Lo prodigioso de la sociedad humana, de la evolución durante siglos y de la capacidad de los ciudadanos del llamado "mundo occidental" para acoplarnos a las leyes y dejar al Estado todo el monopolio de la venganza y la violencia se ha visto ejemplificado estos días en el juicio al General Videla, golpista y asesino en serie durante un lustro relativamente reciente en Argentina.

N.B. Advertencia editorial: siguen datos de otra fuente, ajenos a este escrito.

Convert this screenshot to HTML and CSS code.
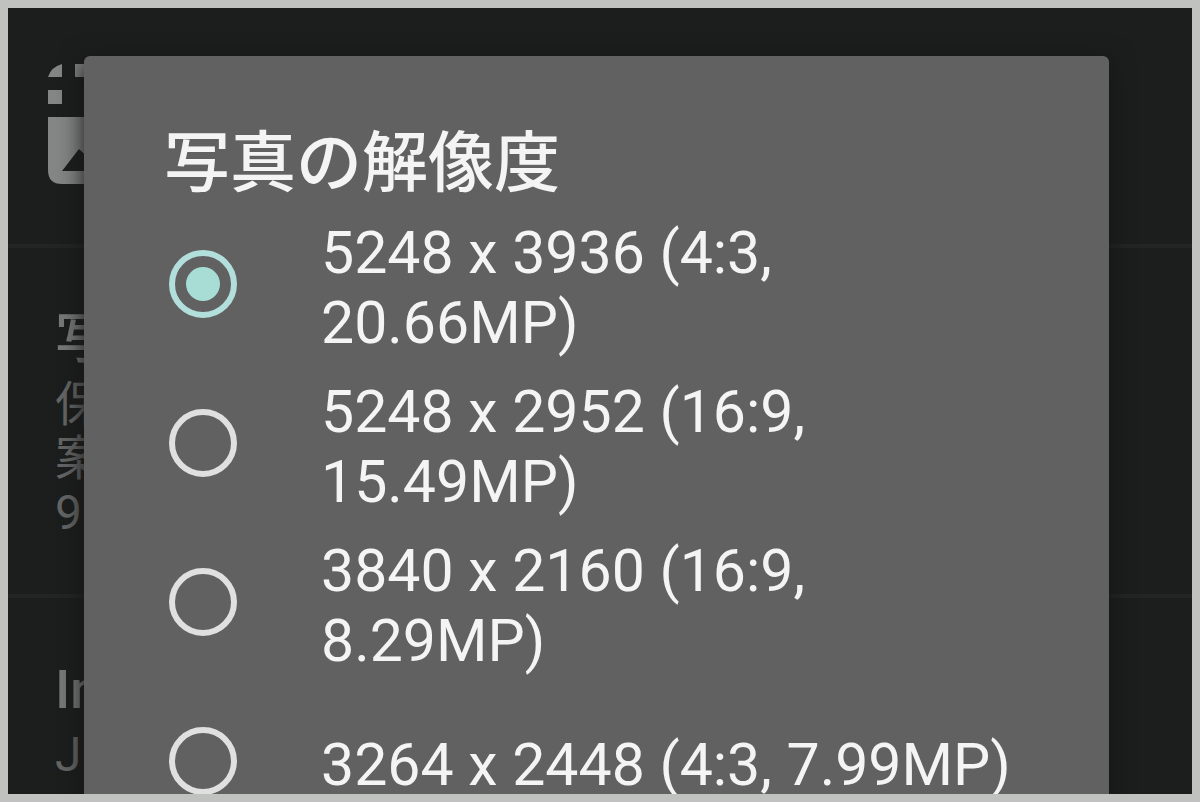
FILE: index.html
```html
<!DOCTYPE html>
<html lang="ja">
<head>
<meta charset="utf-8">
<meta name="viewport" content="width=device-width, initial-scale=1">
<title>写真の解像度</title>
<link rel="stylesheet" href="styles.css">
</head>
<body>
<div class="screen">
  <main class="settings">
    <section class="item item-icon">
      <svg class="icon" viewBox="0 0 120 120" aria-hidden="true">
        <path d="M0 13Q3 3 14 0V13ZM27 0H41V13H27ZM54 0H68V14H54ZM0 26H14V40H0Z"/>
        <path fill-rule="evenodd" d="M0 53H68V120H14Q0 120 0 106ZM14 107H68L45 98 31 85Z"/>
      </svg>
    </section>
    <section class="item">
      <h2 class="item-title">写</h2>
      <p class="item-text">保<br>案<br>90</p>
    </section>
    <section class="item">
      <h2 class="item-title">In</h2>
      <p class="item-text">J</p>
    </section>
  </main>
  <form class="dialog" role="dialog" aria-labelledby="dialog-title">
    <h1 class="dialog-title" id="dialog-title">写真の解像度</h1>
    <label class="option"><input class="radio" type="radio" name="size" checked><span class="option-text">5248 x 3936 (4:3, 20.66MP)</span></label>
    <label class="option"><input class="radio" type="radio" name="size"><span class="option-text">5248 x 2952 (16:9, 15.49MP)</span></label>
    <label class="option"><input class="radio" type="radio" name="size"><span class="option-text">3840 x 2160 (16:9, 8.29MP)</span></label>
    <label class="option"><input class="radio" type="radio" name="size"><span class="option-text">3264 x 2448 (4:3, 7.99MP)</span></label>
  </form>
</div>
</body>
</html>
```
FILE: styles.css
```css
* {
  box-sizing: border-box;
}

body {
  margin: 0;
  font-family: Roboto, "Noto Sans CJK JP", sans-serif;
}

.screen {
  position: relative;
  height: 100vh;
  border: 8px solid #c0c2c0;
  background: #1c1e1d;
  overflow: hidden;
}

.item {
  padding: 54px 47px;
  border-bottom: 4px solid #232524;
}

.item-icon {
  padding: 56px 40px;
}

.icon {
  display: block;
  width: 120px;
  height: 120px;
  margin-bottom: 4px;
  fill: #848685;
}

.item-title {
  margin: 0;
  font-size: 54px;
  font-weight: 500;
  line-height: 76px;
  color: #777978;
}

.item-text {
  margin: 0;
  font-size: 48px;
  line-height: 54px;
  color: #646665;
}

.dialog {
  position: absolute;
  top: 48px;
  left: 76px;
  right: 83px;
  padding: 68px 80px;
  border-radius: 6px 6px 0 0;
  background: #616161;
  box-shadow: 0 4px 24px #141414;
  color: #f4f4f4;
}

.dialog-title {
  margin: 0;
  font-size: 66px;
  font-weight: 500;
  line-height: 80px;
}

.option {
  display: flex;
  align-items: center;
  gap: 84px;
  min-height: 159px;
  padding-left: 5px;
}

.radio {
  appearance: none;
  display: grid;
  place-items: center;
  flex: none;
  width: 68px;
  height: 68px;
  margin: 0;
  border: 6px solid #e0e0e0;
  border-radius: 50%;
}

.radio:checked {
  border-color: #b2dfdb;
}

.radio:checked::before {
  content: "";
  width: 34px;
  height: 34px;
  border-radius: 50%;
  background: #a7ddd5;
}

.option-text {
  padding-top: 8px;
  font-size: 59px;
  line-height: 70px;
}
```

Por supuesto, los pequeños milagros ocurren cada día: que nadie se tome la justicia por su mano en violaciones, asesinatos, secuestros, mutilaciones, acosos... ya es algo impresionante, pero esto va más allá. Aparte de los muchísimos torturadores con nombre, apellidos y cara que seguro que siguen deambulando de manera más o menos anónima por las calles de Buenos Aires, Belgrano, La Plata, Rosario... estaba este hombre, este anciano ya, con su amago de bigote blanco, que había pagado su intento de genocidio -y creo que aquí la palabra está justificada, aunque su intento no fuera erradicar una raza sino una resistencia- con cinco años de cárcel hasta que Menem lo indultó.
Cinco años por miles de muertos, miles de familias destrozadas.
Y todos esperando a que 36 años después de su Golpe de Estado, la justicia por fin lo condenase. No hablamos de un ex-dictador a lo Pinochet, que se buscó su sitio como senador y vivía rodeado de protectores de todo tipo sino de un anciano caído en desgracia con apariencia de que cualquier soplido lo tumbaría. Nadie intentó tumbarlo. La sentencia del caso Videla, por tanto, no es una buena noticia tan solo por lo que tiene de castigo al mal sino por recompensa al bien, a la creencia en el bien, en el estado de derecho, en las instituciones.
Sinceramente, hay veces que yo no tengo tan claro que pudiera mantener tanta calma y tanta cordura.